How to Think About Lift in Business Terms
Once the calculator tells you whether a result is significant, translate the effect into business impact. A 0.4 percentage-point improvement may sound small, but if your funnel receives 500,000 sessions per month, that can mean thousands of incremental conversions. Multiply the estimated gain by your average order value, lead value, or downstream retention value to estimate annual impact. This step helps teams prioritize wins that are not just statistically real, but economically meaningful.
Recommended Workflow for Better Experiment Decisions
- Estimate your baseline conversion rate and minimum detectable effect.
- Plan sample size before launch.
- Randomize traffic properly and keep variant exposure stable.
- Track a single primary success metric.
- Run the test to a predefined sample size or duration.
- Use an A/B test results calculator to evaluate significance, lift, and confidence intervals.
- Review segment behavior only after the primary result is understood.
- Document the hypothesis, data, and rollout decision for future learning.
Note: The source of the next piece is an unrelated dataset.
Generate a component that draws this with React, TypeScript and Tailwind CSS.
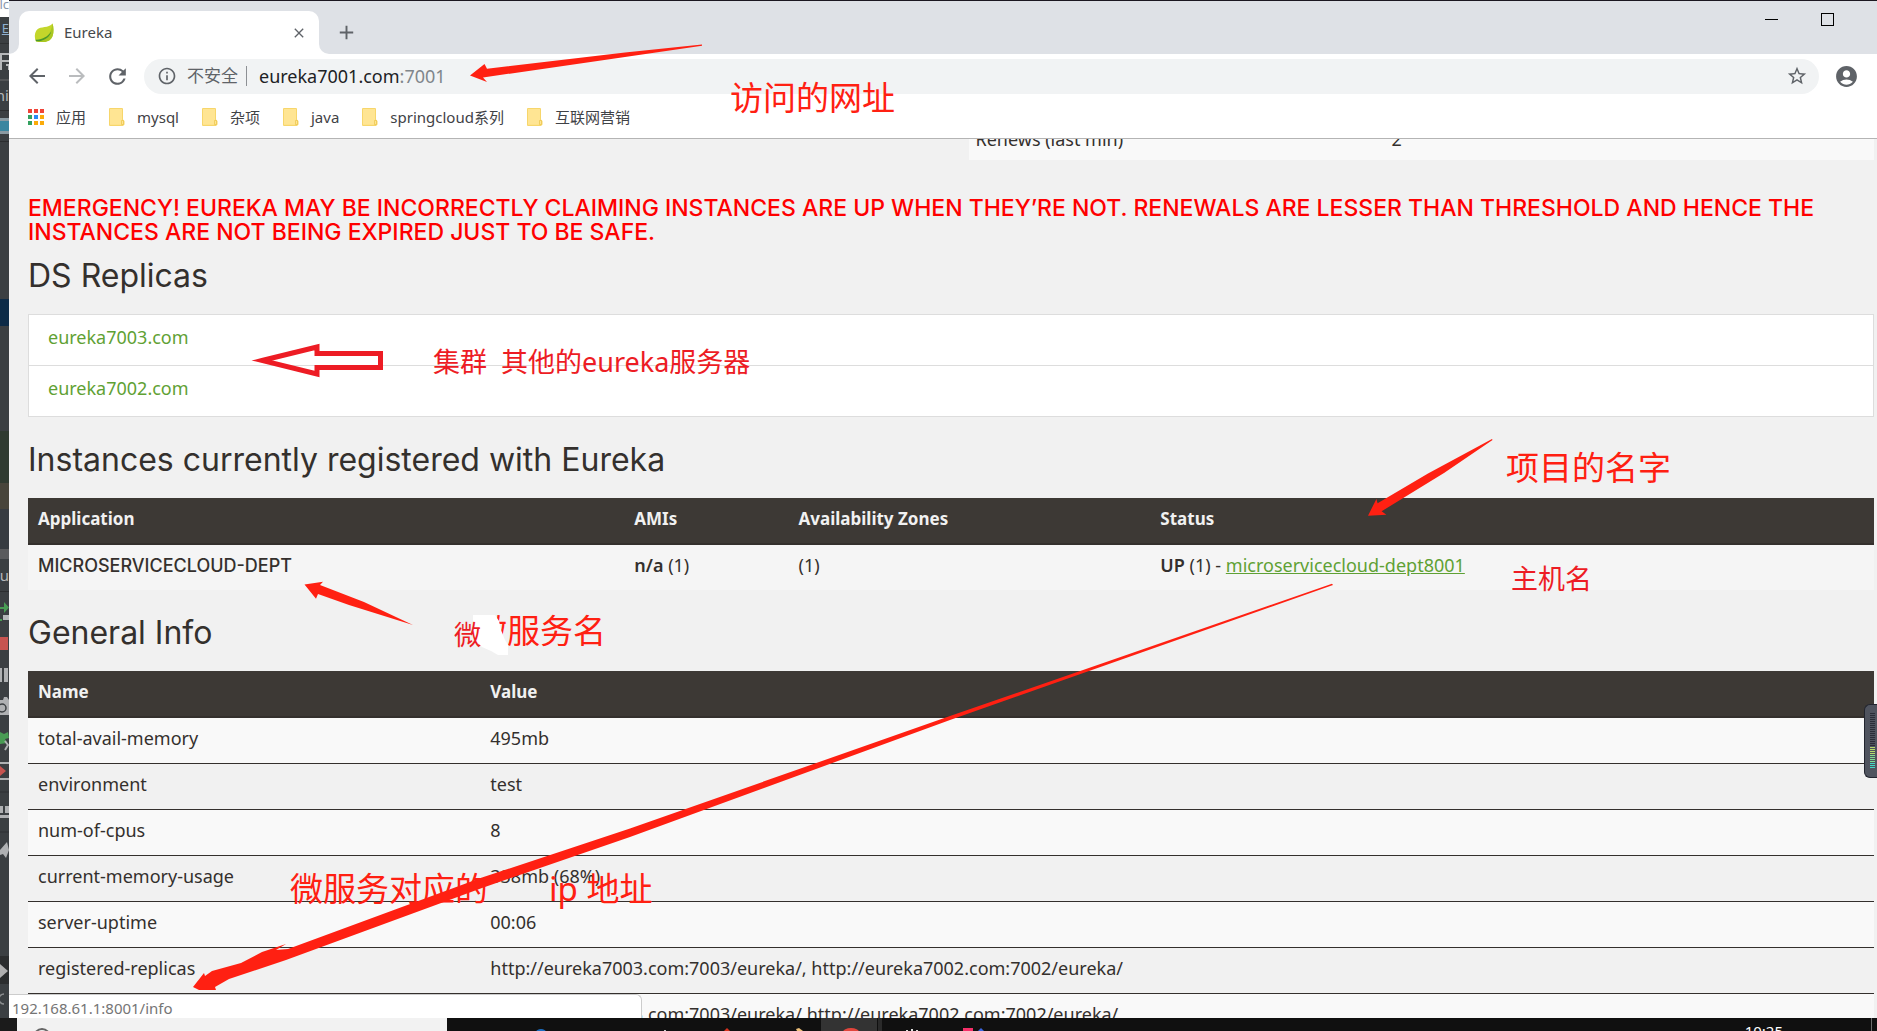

Authoritative Sources for Statistical Experimentation
For readers who want deeper statistical grounding, review these high-quality educational and public sources:
- U.S. Census Bureau: standard errors and statistical accuracy
- Penn State University: online statistics resources
- National Institute of Standards and Technology: statistical reference resources
Final Takeaway
An A/B test results calculator is not just a reporting tool. It is a decision-support tool that helps you distinguish between random variation and true performance differences. When used with disciplined experiment design, sufficient sample size, and careful interpretation, it becomes one of the most valuable assets in a product, marketing, or CRO workflow. Use the calculator above to evaluate your latest experiment, but remember that the strongest teams pair statistical rigor with clear business judgment, strong hypotheses, and repeatable testing processes.